Smart thinking from Taiwan's TSSA

TAIPEI (Taiwan News) — Since the Taiwan Smart City Solutions Alliance (TSSA) started organizing the Smart City Summit & Expo in Taipei, in 2014, the annual exposition has become one of the most popular events of its kind in the region.

In 2018, 128 city leaders from 45 countries took part in the four-day exposition, while more than 1,000 exhibitors showcased their latest products and services.

On Wednesday (June 19), Taiwan News spoke with Frank Lin (林建涵), vice chairman of Taiwan Secom Company Ltd. (SECOM). Lin, elected as the new TSSA president last month, discussed his plans for TSSA and how to promote the smart city idea in Taiwan.

Taiwan News (TN): SECOM has in recent years focused on extending its business to other fields. It that the reason why you decided to serve as TSSA’s president starting from this year?

Frank Lin (LIN): SECOM has worked with local governments or government agencies for a decade. We provide security systems or surveillance in science parks and parking spaces, or assist the National Police Agency in locating stolen cars.

Over the past three years, we have participated in a number of overseas expositions to gain a better understanding of the latest developments in smart city technology and applications. We have also completed field research around the world to see how smart city projects are done in various cities.

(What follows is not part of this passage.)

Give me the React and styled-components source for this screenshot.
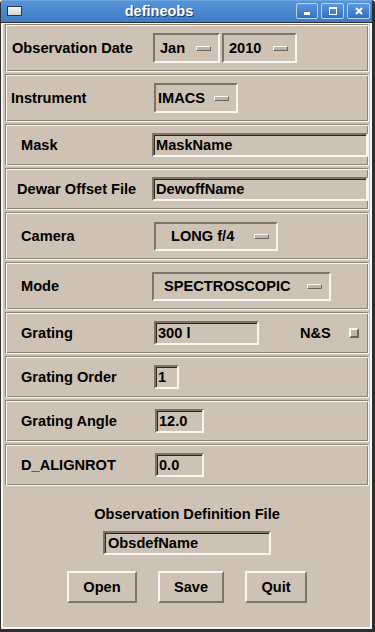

SECOM has focused on security, which is at the core of building a smart city, and our company is the most experienced and respected in the industry, in Taiwan. I thought we can help Taiwan’s cities to build their smart city idea from this aspect and, perhaps, provide technical assistance. That is why I decided to take up the post as TSSA president.


TN: What would you like to achieve during your one-year mandate? What do you want to promote through TSSA?

LIN: Gaining more exposure for the Smart City Summit & Expo in the international community is our priority. We will also hold forums and other activities for representatives of industries and cities around the globe to exchange and share their technologies and experiences.

In the meantime, through organizing the Smart City Summit & Expo, we look forward to seeing decision makers in Taiwan’s central or municipal governments acquire smart city “know-how,” so they can mull plans or strategies that can really help them build a better city.

► Frank Lin, president of the Taiwan Smart City Solutions Alliance (Photo: Taiwan News)

TN: Could you talk about TSSA’s plans for the 2020 Smart City Summit & Expo?

LIN: The Smart City Summit & Expo will be held at Taipei Nangang Exhibition Center, Hall 2, next year, which will provide more space than previous years. We are planning to divide the exposition into six major themes, such as smart transportation, smart healthcare, and smart education.

There will certainly be conferences. In fact, the conferences are the primary purpose of the Smart City Summit & Expo, while the exposition is of secondary importance.

We aim to gather city leaders, experts, and industry representatives at the conferences so they can discuss and exchange ideas, ranging from smart city technology and applications, to city governance. And while they are in Taipei, we provide a venue for companies to showcase their products and services. Cities can also demonstrate how they solve various urban problems with the help of technology.


TN: In your opinion, or from the perspective of industry, what can Taiwan’s central and municipal governments do to help promote the smart city concept?

LIN: It is important for government officials to acquire practical knowledge or concepts about smart city technologies and applications. In this way, they will create sounder and more pragmatic objectives, or requests, before opening bids or making deals with enterprises. Otherwise, they will set up unreasonable or unsustainable goals that companies are unable to achieve.

Governments also need better communication with industries if they want to work with the private sector to find solutions to cities’ problems. If they have no idea about how to do something, they should talk with industry leaders, who are familiar with the real situation and possess solutions.


TN: What do you think are the rising fields for smart city initiatives in Taiwan over the next few years?

LIN: Smart transportation has been gaining a lot of attention in recent years, and is what the government is mainly focused on. In addition, I think smart security has great potential. However, if we are to really achieve “smart,” we need to collect mass data first. Artificial intelligence (AI) can only be applied in infrastructure projects to provide solutions when we have sufficient data.